Select Past Work:
Some examples of my current (and recent) projects include:
Undergraduate career pathways (2021-2025): What are the biggest influences on how students pick careers? What emotions do they go through as they pursue these varied paths? With what likelihood can they predict their future career outcomes? Publications expected to begin in 2023.
Regional Social and Personality Traits Impact the Economic Development of Those Regions (2020): Policy makers should pay more attention to the psychosocial features of local markets. For example, we also found that Religiosity Influences Regional Recovery from Recession. The Social Science Journal and Risk, Hazards & Crisis in Public Policy.
Career Inequalities Between Private and Public University Grads (2019): How elite private universities maintain multiple layers of employment advantage for their graduates (using LinkedIn data of graduates’ early jobs). Socius.
Career Identity Emerges from Three Main Sources (2019): which map on to three corresponding traditions of identity literature in sociology. In this case I examine entrepreneurial career identity. Journal of Enterprising Culture.
Giving Fosters Wealth Creation (2019): How large donors in San Diego believe philanthropy can help boost regional economies. The Nonprofit Quarterly.
Student Startups Can Harm Career Pathways (2018): An investigation into how undergraduate entrepreneurship training programs do not equally benefit all students. UCSD Doctoral Dissertation.
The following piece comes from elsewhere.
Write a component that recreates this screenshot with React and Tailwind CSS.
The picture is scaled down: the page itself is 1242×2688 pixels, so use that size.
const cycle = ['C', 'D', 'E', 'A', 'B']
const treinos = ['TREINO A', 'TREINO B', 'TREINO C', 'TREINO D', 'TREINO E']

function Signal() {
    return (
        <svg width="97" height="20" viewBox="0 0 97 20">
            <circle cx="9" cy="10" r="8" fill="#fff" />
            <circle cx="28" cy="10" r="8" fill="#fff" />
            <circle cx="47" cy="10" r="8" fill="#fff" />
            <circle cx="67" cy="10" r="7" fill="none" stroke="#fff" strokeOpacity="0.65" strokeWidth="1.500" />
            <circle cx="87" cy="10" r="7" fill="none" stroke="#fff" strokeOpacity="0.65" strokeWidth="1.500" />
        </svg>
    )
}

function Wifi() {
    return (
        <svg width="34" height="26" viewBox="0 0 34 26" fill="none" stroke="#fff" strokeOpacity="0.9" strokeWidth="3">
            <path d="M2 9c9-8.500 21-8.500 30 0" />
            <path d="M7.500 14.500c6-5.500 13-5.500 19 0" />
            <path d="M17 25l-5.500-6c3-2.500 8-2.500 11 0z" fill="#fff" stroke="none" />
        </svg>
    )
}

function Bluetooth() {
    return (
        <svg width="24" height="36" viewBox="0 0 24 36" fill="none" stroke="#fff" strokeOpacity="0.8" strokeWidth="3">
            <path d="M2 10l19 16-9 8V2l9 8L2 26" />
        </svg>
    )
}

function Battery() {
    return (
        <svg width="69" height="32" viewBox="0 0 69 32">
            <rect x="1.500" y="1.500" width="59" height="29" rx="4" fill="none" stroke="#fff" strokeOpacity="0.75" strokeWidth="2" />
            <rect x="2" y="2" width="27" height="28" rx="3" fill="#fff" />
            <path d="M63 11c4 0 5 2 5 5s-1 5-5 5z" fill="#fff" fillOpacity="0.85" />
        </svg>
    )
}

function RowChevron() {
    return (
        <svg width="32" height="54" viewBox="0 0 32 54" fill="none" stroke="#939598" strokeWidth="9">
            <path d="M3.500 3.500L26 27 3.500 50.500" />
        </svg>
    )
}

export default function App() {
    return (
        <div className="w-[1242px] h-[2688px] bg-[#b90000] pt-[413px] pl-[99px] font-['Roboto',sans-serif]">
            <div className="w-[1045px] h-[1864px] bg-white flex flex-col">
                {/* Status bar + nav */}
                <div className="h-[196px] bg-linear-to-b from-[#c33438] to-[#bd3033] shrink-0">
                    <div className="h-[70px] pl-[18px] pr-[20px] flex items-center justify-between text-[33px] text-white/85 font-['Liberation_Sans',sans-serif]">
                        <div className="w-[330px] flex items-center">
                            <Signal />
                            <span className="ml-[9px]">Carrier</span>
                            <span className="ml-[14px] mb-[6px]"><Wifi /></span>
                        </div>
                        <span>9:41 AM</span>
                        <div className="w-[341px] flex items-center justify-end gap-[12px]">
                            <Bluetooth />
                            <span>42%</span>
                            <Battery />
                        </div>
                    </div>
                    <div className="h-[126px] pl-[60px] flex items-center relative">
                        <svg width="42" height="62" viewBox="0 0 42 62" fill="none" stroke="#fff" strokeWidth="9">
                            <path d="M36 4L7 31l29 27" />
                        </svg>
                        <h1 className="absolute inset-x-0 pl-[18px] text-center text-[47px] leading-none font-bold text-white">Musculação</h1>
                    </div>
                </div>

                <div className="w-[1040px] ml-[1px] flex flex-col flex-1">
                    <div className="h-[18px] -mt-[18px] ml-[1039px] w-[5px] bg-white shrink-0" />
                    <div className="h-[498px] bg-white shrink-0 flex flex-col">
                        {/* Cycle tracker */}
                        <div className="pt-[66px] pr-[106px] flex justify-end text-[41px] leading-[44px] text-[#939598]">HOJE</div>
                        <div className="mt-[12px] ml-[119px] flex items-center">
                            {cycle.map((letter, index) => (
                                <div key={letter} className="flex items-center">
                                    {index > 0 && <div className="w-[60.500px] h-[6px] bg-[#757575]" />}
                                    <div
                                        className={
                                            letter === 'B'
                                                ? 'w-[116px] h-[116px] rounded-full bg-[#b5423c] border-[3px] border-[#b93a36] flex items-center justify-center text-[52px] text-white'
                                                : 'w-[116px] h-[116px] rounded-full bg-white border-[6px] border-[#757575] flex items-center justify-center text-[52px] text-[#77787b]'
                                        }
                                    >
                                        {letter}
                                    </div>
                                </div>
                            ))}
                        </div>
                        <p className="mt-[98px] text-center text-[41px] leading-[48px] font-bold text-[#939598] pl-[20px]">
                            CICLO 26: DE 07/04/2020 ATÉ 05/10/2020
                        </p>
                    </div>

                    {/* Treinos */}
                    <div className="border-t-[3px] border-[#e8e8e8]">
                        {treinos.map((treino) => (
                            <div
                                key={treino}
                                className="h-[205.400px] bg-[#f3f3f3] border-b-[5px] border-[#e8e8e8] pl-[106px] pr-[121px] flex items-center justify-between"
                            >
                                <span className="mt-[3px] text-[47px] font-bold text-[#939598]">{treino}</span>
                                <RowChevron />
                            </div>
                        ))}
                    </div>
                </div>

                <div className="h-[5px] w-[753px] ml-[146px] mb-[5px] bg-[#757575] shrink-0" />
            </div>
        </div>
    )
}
Poor Treatment of Adjuncts is Bad for Students (2017): Book (Stylus Press) about how the mistreatment of adjunct faculty can lead to worse outcomes for students; and suggestions for how to take steps towards a more equitable work environment. Stylus Press. Here’s a recent (2019) suggestion for a compromise! Inside Higher Ed.
Companies Can Buy Access to Students (2016): How the emergence of corporate partnership programs in university career services centers are changing the process around how well-resourced firms recruit students. Research in Sociology of Organizations.
Top Firms Hack Recruiting at Top Campuses (2016): How elite universities like Harvard and Stanford let a handful of wealthy firms recruit massively outsized proportions of their students; students who are often ambivalent about working for these gilded employers. Sociology of Education.